A WORLD WITHOUT THIEVES
Reviewed by: Dave Murray
What's it about
A thieving couple pretending to be siblings decide to give up their crime spree, until they meet a hapless and naive carpenter traveling home by train with a bag full of cash. In a move that will change all of their lives, the duo set out to protect the young man from not only himself, but from a group of seasoned and cunning master thieves as well!
Is it good movie?
Hell yes, despite the fact that some parts of it bored me to tears. The story is engaging, simple and fun, and some of the small bursts of martial arts action are quick, tight and amazing. While director Xiaogang Feng is more popularly known for lighter family fare and romances, his tight and controlled direction here leaves little to laugh about. It looks like he's just as suited to action/romance as he is to the other genres he's tried.
But that might just be due to the quality of the cast here. Andy Lau (who was excellent in the under appreciated Infernal Affairs) plays his role as Bo with an understated charisma and a mercenary attitude. As well, his slight little pickpocket tricks are very nicely done. Complimenting him is his partner Li, played by Rene Liu, who is quiet, spiritual and quite possibly terminally ill, but no less the master when it comes to thieving. The rest of the cast does what they have to do, but even then they get the job done in telling this story.
And the story is what's showcased in this movie, with lots of dialogue and artistic imagery, which is a departure from the frenetic action sequences that most people associate with Asian action flicks. What small displays of martial arts skill there are here are limited to thieving tricks and small contained hand battles, that are shot with small jump cuts, which seem to energize the action. It's almost easy to imagine that these small fights would be invisible to everyone around the combatants.
The movie is shot with two styles in mind, one that is static and very character focused, and the other which is more artistic, with the use of closeups and tight random shots. It's not what you would expect of a Chinese Action flick, but because of the story, this one benefits from its choice of pacing and styles. By no means an excellent movie, it is an entertaining way to spend 100 minutes.
Video / Audio
Video: Widescreen - 1.66:1.
Audio: Mandarin (Dolby Digital 5.1, DTS 5.1 and Dolby 2.0 Stereo) and subtitles in English and Spanish.

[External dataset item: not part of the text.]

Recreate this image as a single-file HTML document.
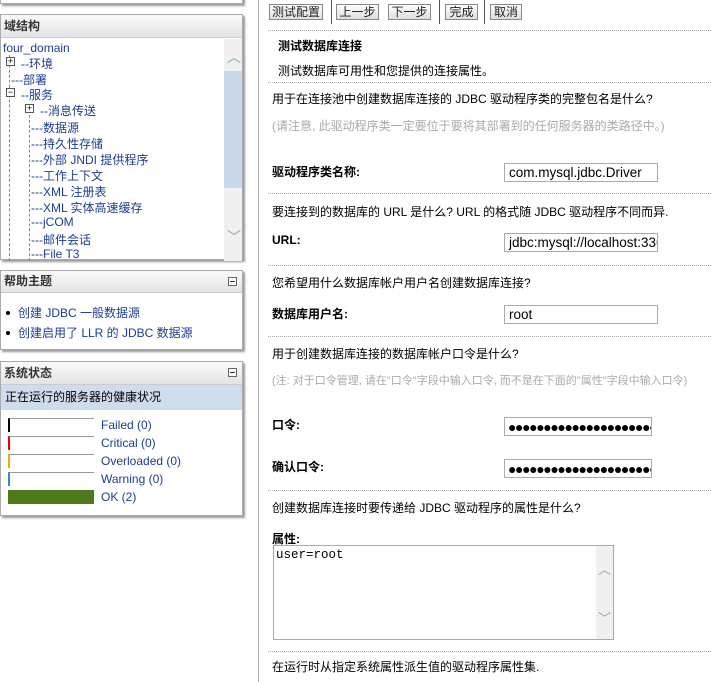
<!DOCTYPE html>
<html><head><meta charset="utf-8"><style>
*{margin:0;padding:0;box-sizing:border-box}
body{width:711px;height:682px;background:#fff;position:relative;overflow:hidden;font-family:"Liberation Sans","Noto Sans CJK SC",sans-serif;font-size:12px;color:#000}
.a{position:absolute;white-space:nowrap}
.panel{position:absolute;left:0;width:243px;background:#fff;border:1px solid #aaa;box-shadow:2px 2px 2px #999}
.hd{position:absolute;left:0;right:0;top:0;background:linear-gradient(#fafafa,#e4e4e4);border-bottom:1px solid #ccc;font-weight:bold;color:#333;padding-left:3px}
.lk{color:#1c3d94}
.min{position:absolute;right:5px;width:9px;height:9px;border:1px solid #666;background:#fff}
.min:after{content:"";position:absolute;left:1px;top:3px;width:5px;height:1px;background:#333}
.btn{position:absolute;top:4px;height:16px;border:1px solid #888;background:linear-gradient(#fff,#ddd);font-size:12px;text-align:center;line-height:14px;color:#222}
.sep{position:absolute;top:0;width:1px;height:24px;background:#555}
.dot{position:absolute;left:268px;right:0;border-top:1px dotted #aaa;height:0}
.inp{position:absolute;left:504px;width:154px;height:19px;border:1px solid #aaa;font-size:13.5px;padding:1px 4px;line-height:16px;overflow:hidden}
.pw{width:148px;font-size:14px;letter-spacing:-1.4px;padding-left:3px;line-height:17px}
.b{font-weight:bold}
.g{color:#aaa}
.box{position:absolute;width:9px;height:9px;border:1px solid #555;background:#fff;font-size:9px;line-height:7px;text-align:center}
.bar{position:absolute;left:7px;width:86px;height:14px;border-top:1px solid #999}
.bul{position:absolute;left:5px;width:4px;height:4px;background:#000;border-radius:2px}
</style></head><body>
<div class="panel" style="top:-10px;height:14px"></div>
<div class="panel" style="top:14px;height:246px">
 <div class="hd" style="height:23px;line-height:22px">域结构</div>
 <div class="a lk" style="left:2px;top:26px">four_domain</div>
 <div style="position:absolute;left:8px;top:40px;height:206px;border-left:1px dashed #888"></div>
 <div style="position:absolute;left:28px;top:100px;height:146px;border-left:1px dashed #888"></div>
 <div class="box" style="left:5px;top:42px">+</div><div class="a lk" style="left:20px;top:40px">--环境</div>
 <div class="a lk" style="left:10px;top:56px">---部署</div>
 <div class="box" style="left:5px;top:73px">−</div><div class="a lk" style="left:20px;top:71px">--服务</div>
 <div class="box" style="left:24px;top:89px">+</div><div class="a lk" style="left:39px;top:87px">--消息传送</div>
 <div class="a lk" style="left:30px;top:104px">---数据源</div>
 <div class="a lk" style="left:30px;top:120px">---持久性存储</div>
 <div class="a lk" style="left:30px;top:136px">---外部 JNDI 提供程序</div>
 <div class="a lk" style="left:30px;top:152px">---工作上下文</div>
 <div class="a lk" style="left:30px;top:168px">---XML 注册表</div>
 <div class="a lk" style="left:30px;top:184px">---XML 实体高速缓存</div>
 <div class="a lk" style="left:30px;top:200px">---jCOM</div>
 <div class="a lk" style="left:30px;top:216px">---邮件会话</div>
 <div class="a lk" style="left:30px;top:232px">---File T3</div>
 <div style="position:absolute;left:223px;top:24px;width:18px;height:222px;background:#f0f0f0"></div>
 <div style="position:absolute;left:223px;top:56px;width:18px;height:117px;background:#c9d9ec"></div>
 <div class="a" style="left:226px;top:32px;color:#8aa;font-size:14px">︿</div>
 <div class="a" style="left:226px;top:212px;color:#8aa;font-size:14px">﹀</div>
</div>
<div class="panel" style="top:270px;height:80px">
 <div class="hd" style="height:22px;line-height:21px">帮助主题</div><div class="min" style="top:6px"></div>
 <div class="bul" style="top:40px"></div><div class="a lk" style="left:17px;top:33px">创建 JDBC 一般数据源</div>
 <div class="bul" style="top:60px"></div><div class="a lk" style="left:17px;top:53px">创建启用了 LLR 的 JDBC 数据源</div>
</div>
<div class="panel" style="top:361px;height:155px">
 <div class="hd" style="height:23px;line-height:22px">系统状态</div><div class="min" style="top:6px"></div>
 <div style="position:absolute;left:0;right:0;top:23px;height:25px;background:#cfdcec;line-height:25px;padding-left:4px">正在运行的服务器的健康状况</div>
 <div class="bar" style="top:56px;border-left:2px solid #000"></div><div class="a lk" style="left:100px;top:56px">Failed (0)</div>
 <div class="bar" style="top:74px;border-left:2px solid #e00"></div><div class="a lk" style="left:100px;top:74px">Critical (0)</div>
 <div class="bar" style="top:92px;border-left:2px solid #e8b000"></div><div class="a lk" style="left:100px;top:92px">Overloaded (0)</div>
 <div class="bar" style="top:110px;border-left:2px solid #3090b0"></div><div class="a lk" style="left:100px;top:110px">Warning (0)</div>
 <div class="bar" style="top:128px;background:#4e7a1c;border-top-color:#4e7a1c"></div><div class="a lk" style="left:100px;top:128px">OK (2)</div>
</div>

<div style="position:absolute;left:258px;top:0;width:1px;height:682px;background:#aaa"></div>
<div class="btn" style="left:269px;width:54px">测试配置</div>
<div class="sep" style="left:331px"></div>
<div class="btn" style="left:336px;width:43px">上一步</div>
<div class="btn" style="left:388px;width:43px">下一步</div>
<div class="sep" style="left:439px"></div>
<div class="btn" style="left:445px;width:33px">完成</div>
<div class="sep" style="left:484px"></div>
<div class="btn" style="left:490px;width:32px">取消</div>
<div class="dot" style="top:30px"></div>
<div class="a b" style="left:278px;top:37px">测试数据库连接</div>
<div class="a" style="left:278px;top:62px">测试数据库可用性和您提供的连接属性。</div>
<div class="dot" style="top:82px"></div>
<div class="a" style="left:272px;top:90px">用于在连接池中创建数据库连接的 JDBC 驱动程序类的完整包名是什么?</div>
<div class="a g" style="left:272px;top:117px">(请注意, 此驱动程序类一定要位于要将其部署到的任何服务器的类路径中。)</div>
<div class="a b" style="left:272px;top:163px">驱动程序类名称:</div>
<div class="inp" style="top:163px">com.mysql.jdbc.Driver</div>
<div class="dot" style="top:193px"></div>
<div class="a" style="left:272px;top:203px">要连接到的数据库的 URL 是什么? URL 的格式随 JDBC 驱动程序不同而异.</div>
<div class="a b" style="left:272px;top:233px">URL:</div>
<div class="inp" style="top:233px">jdbc:mysql://localhost:3306</div>
<div class="dot" style="top:265px"></div>
<div class="a" style="left:272px;top:274px">您希望用什么数据库帐户用户名创建数据库连接?</div>
<div class="a b" style="left:272px;top:305px">数据库用户名:</div>
<div class="inp" style="top:305px">root</div>
<div class="dot" style="top:336px"></div>
<div class="a" style="left:272px;top:345px">用于创建数据库连接的数据库帐户口令是什么?</div>
<div class="a g" style="left:272px;top:372px;font-size:11px">(注: 对于口令管理, 请在"口令"字段中输入口令, 而不是在下面的"属性"字段中输入口令)</div>
<div class="a b" style="left:272px;top:416px">口令:</div>
<div class="inp pw" style="top:417px">●●●●●●●●●●●●●●●●●●●●●</div>
<div class="a b" style="left:272px;top:458px">确认口令:</div>
<div class="inp pw" style="top:459px">●●●●●●●●●●●●●●●●●●●●●</div>
<div class="dot" style="top:490px"></div>
<div class="a" style="left:272px;top:499px">创建数据库连接时要传递给 JDBC 驱动程序的属性是什么?</div>
<div class="a b" style="left:272px;top:530px">属性:</div>
<div style="position:absolute;left:273px;top:545px;width:341px;height:95px;border:1px solid #aaa">
 <div class="a" style="left:2px;top:2px;font-family:'Liberation Mono',monospace;font-size:12.5px">user=root</div>
 <div style="position:absolute;right:0;top:0;width:17px;height:93px;background:#f0f0f0"></div>
 <div class="a" style="right:2px;top:13px;color:#8aa;font-size:13px">︿</div>
 <div class="a" style="right:2px;top:62px;color:#8aa;font-size:13px">﹀</div>
</div>
<div class="dot" style="top:651px"></div>
<div class="a" style="left:272px;top:658px">在运行时从指定系统属性派生值的驱动程序属性集.</div>
</body></html>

There are 6 Deleted Scenes, a 9 minute Making Of Documentary, also in Mandarin, as well as the Original Trailer, a short Photo Gallery, and a host of other trailers from Tartan Video, including The Hidden Blade, Natural City, Old Boy, and Lady Vengeance.

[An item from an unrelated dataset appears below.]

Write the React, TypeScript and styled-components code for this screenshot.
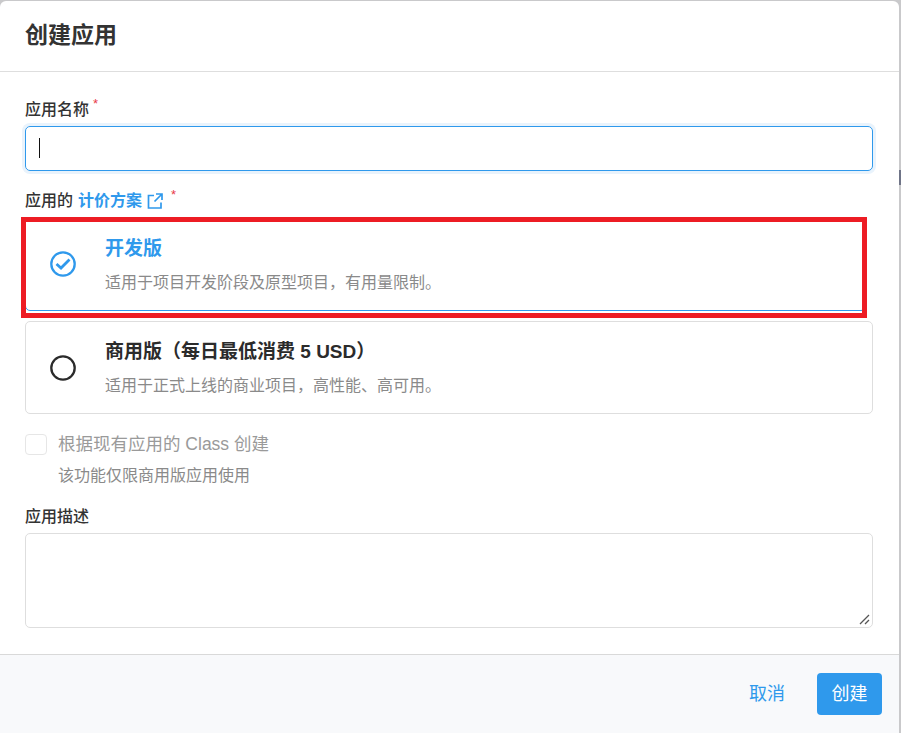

While not the greatest of Asian action cinema, and certainly not what one would expect considering the cast, A World Without Thieves is an entertaining character piece that highlights the acting talent of its stars and the controlled and meticulous directing style of Xiaogang Feng. While not an addition to every Asian fan's collection, this movie is good for what it is, an insightful and quirky commentary on a way of life that we are often shown, but never in this low-key light.